• _Data_:
· · · · ·
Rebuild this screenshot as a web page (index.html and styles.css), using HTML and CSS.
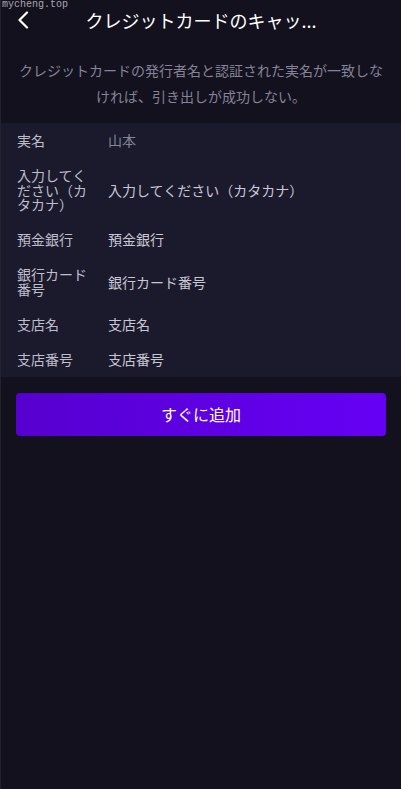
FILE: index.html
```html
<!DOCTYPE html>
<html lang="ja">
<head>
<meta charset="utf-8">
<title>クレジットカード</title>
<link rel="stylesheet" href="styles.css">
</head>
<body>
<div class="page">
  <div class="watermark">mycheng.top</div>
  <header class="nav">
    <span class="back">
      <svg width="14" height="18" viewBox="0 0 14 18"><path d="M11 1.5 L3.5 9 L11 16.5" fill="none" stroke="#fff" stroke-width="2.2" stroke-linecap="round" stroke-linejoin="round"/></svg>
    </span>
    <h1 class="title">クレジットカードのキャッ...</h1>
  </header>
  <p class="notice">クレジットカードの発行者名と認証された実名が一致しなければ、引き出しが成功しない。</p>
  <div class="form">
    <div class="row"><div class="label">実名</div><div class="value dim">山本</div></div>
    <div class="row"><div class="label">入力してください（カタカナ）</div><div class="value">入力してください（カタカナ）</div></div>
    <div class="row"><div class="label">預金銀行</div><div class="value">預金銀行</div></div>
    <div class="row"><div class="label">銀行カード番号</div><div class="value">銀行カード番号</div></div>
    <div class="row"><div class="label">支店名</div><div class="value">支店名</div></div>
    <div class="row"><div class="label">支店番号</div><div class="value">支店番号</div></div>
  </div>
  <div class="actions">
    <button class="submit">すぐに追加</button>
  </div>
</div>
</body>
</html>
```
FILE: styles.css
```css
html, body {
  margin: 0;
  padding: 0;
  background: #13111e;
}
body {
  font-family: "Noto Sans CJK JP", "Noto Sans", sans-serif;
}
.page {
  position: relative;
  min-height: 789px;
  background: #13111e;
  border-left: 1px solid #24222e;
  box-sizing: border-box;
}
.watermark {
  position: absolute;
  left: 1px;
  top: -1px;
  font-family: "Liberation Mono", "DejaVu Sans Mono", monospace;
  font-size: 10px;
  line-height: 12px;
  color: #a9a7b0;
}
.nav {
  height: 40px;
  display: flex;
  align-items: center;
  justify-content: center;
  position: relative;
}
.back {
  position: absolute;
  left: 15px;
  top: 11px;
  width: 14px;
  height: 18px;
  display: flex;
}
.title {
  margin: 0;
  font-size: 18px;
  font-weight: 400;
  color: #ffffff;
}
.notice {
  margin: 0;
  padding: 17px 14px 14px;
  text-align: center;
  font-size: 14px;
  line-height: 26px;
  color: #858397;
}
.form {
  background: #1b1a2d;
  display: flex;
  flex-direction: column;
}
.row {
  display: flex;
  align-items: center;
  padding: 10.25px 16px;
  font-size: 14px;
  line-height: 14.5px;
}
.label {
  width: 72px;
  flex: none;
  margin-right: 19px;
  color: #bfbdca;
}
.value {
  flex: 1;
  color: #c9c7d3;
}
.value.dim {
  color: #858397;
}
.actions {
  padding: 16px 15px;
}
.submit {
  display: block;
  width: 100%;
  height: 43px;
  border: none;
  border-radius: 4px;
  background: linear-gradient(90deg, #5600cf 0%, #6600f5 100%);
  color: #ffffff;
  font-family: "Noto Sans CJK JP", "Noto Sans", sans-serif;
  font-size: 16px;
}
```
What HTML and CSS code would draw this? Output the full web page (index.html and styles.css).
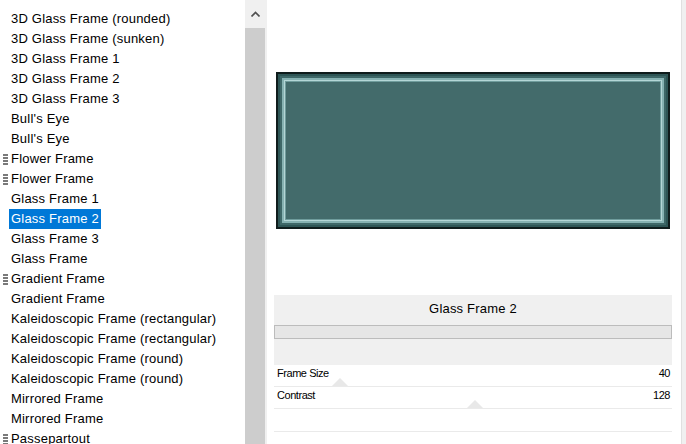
· · · · ·
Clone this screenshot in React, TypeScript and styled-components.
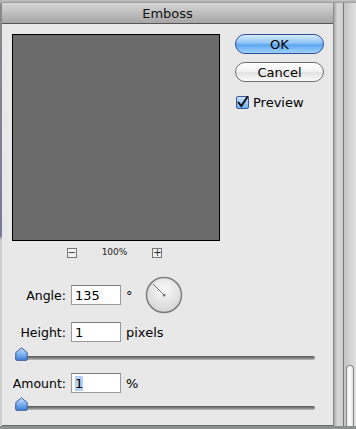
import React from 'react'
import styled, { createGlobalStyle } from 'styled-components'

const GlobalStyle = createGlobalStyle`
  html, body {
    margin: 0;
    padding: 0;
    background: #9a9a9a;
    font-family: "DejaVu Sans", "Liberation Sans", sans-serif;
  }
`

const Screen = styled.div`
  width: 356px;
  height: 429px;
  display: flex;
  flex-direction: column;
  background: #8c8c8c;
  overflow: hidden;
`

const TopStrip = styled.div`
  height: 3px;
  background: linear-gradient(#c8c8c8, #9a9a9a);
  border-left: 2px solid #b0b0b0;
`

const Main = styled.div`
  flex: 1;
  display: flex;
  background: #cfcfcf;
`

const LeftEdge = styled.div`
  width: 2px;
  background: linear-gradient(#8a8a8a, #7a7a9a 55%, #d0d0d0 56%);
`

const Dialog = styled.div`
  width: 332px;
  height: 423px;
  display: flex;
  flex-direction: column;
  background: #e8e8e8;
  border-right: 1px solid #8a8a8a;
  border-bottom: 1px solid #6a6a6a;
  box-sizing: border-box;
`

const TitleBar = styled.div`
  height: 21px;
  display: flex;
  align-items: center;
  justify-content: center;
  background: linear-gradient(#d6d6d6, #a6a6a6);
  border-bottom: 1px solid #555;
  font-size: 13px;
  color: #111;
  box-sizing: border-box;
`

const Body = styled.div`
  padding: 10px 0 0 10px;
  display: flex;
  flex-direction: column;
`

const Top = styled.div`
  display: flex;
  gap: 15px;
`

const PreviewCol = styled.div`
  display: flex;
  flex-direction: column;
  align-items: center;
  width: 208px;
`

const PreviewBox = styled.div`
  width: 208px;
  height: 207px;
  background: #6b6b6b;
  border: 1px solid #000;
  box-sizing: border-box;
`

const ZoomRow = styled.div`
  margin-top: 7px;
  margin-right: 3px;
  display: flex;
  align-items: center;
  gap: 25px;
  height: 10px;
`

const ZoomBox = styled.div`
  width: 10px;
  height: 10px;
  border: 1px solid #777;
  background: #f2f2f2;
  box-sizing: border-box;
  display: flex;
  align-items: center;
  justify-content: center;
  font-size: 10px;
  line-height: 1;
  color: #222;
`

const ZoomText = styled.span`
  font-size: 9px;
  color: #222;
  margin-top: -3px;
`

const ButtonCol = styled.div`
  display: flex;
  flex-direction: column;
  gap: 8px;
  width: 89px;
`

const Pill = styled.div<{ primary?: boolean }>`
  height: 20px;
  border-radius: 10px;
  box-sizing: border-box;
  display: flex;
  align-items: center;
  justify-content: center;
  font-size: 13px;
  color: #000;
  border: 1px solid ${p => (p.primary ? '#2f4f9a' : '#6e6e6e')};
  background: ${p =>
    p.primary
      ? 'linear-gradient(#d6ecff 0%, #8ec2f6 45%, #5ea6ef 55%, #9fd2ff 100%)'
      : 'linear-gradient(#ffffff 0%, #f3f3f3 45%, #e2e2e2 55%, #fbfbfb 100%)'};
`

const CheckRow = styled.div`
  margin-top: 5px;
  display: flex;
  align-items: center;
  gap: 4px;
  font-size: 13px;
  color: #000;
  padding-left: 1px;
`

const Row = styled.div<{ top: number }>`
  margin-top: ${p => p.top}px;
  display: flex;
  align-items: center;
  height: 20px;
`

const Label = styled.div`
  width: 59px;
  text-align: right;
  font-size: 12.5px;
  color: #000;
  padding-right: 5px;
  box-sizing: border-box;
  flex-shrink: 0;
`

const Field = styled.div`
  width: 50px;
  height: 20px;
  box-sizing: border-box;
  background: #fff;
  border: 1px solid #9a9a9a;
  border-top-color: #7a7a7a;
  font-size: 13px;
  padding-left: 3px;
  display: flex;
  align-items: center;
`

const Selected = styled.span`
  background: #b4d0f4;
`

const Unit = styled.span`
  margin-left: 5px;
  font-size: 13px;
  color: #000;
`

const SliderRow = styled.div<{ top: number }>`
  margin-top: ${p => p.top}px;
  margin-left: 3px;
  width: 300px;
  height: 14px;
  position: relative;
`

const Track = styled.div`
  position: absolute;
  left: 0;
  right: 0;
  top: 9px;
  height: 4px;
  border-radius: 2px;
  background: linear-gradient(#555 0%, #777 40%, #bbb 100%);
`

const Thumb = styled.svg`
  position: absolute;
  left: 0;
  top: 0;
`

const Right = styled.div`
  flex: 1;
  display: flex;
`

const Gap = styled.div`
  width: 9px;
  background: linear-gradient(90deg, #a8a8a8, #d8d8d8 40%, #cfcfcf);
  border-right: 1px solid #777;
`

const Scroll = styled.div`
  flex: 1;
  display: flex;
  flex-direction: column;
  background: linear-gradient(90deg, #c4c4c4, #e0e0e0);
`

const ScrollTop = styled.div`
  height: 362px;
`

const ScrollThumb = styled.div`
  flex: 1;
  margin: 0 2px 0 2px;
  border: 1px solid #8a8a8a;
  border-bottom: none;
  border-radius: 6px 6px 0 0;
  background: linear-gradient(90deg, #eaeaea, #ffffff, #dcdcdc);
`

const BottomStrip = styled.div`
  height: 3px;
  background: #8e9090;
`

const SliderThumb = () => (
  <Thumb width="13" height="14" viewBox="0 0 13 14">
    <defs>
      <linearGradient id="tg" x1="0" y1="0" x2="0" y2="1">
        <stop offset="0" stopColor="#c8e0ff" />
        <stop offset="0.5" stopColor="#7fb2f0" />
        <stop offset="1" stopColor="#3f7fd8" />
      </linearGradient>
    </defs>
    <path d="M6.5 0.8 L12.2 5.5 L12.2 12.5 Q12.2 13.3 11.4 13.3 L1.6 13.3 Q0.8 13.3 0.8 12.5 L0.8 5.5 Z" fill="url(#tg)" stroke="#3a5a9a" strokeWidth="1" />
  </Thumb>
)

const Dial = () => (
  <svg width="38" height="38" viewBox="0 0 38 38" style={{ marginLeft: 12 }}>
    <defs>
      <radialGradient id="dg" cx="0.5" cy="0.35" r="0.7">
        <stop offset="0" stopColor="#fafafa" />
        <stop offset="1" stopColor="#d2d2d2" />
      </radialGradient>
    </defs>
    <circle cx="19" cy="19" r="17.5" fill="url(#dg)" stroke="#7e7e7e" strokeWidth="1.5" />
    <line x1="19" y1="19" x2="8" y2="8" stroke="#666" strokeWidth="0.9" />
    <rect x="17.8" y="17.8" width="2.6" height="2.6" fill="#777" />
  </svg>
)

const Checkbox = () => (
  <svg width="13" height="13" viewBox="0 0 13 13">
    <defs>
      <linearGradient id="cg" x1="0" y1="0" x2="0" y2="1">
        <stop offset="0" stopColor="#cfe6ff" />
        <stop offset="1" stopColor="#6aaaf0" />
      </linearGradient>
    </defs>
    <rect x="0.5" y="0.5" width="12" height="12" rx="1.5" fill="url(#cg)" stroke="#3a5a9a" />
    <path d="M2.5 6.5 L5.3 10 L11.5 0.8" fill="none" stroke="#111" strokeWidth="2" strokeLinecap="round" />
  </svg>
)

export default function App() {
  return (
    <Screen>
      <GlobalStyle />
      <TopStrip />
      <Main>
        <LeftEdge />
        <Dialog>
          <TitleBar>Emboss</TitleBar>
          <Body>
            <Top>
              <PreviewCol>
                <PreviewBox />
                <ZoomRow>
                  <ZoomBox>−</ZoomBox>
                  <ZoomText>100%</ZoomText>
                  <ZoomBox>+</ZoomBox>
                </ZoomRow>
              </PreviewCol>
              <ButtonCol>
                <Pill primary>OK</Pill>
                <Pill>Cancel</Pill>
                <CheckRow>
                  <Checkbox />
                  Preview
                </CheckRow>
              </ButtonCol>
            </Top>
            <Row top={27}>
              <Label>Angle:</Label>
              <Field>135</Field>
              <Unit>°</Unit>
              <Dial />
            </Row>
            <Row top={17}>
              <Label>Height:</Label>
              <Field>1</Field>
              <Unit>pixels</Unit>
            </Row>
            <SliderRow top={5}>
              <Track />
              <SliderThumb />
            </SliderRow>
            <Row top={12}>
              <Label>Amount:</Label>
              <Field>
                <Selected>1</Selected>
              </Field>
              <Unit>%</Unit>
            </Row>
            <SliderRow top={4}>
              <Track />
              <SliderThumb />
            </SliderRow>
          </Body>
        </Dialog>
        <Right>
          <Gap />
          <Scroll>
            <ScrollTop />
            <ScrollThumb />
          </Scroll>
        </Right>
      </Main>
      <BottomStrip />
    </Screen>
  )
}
· · · · ·
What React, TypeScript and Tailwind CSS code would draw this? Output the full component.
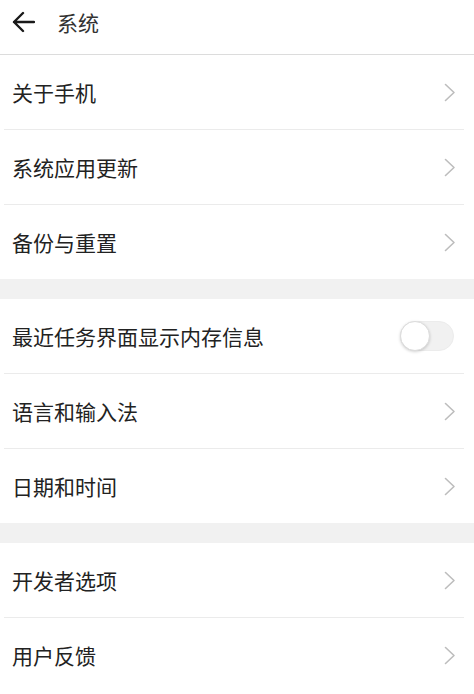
· · · · ·
• _Written task_: In the data above, how many lines contain the string "screenshot"? Answer with the number only.

• _Solution to the problem_: 2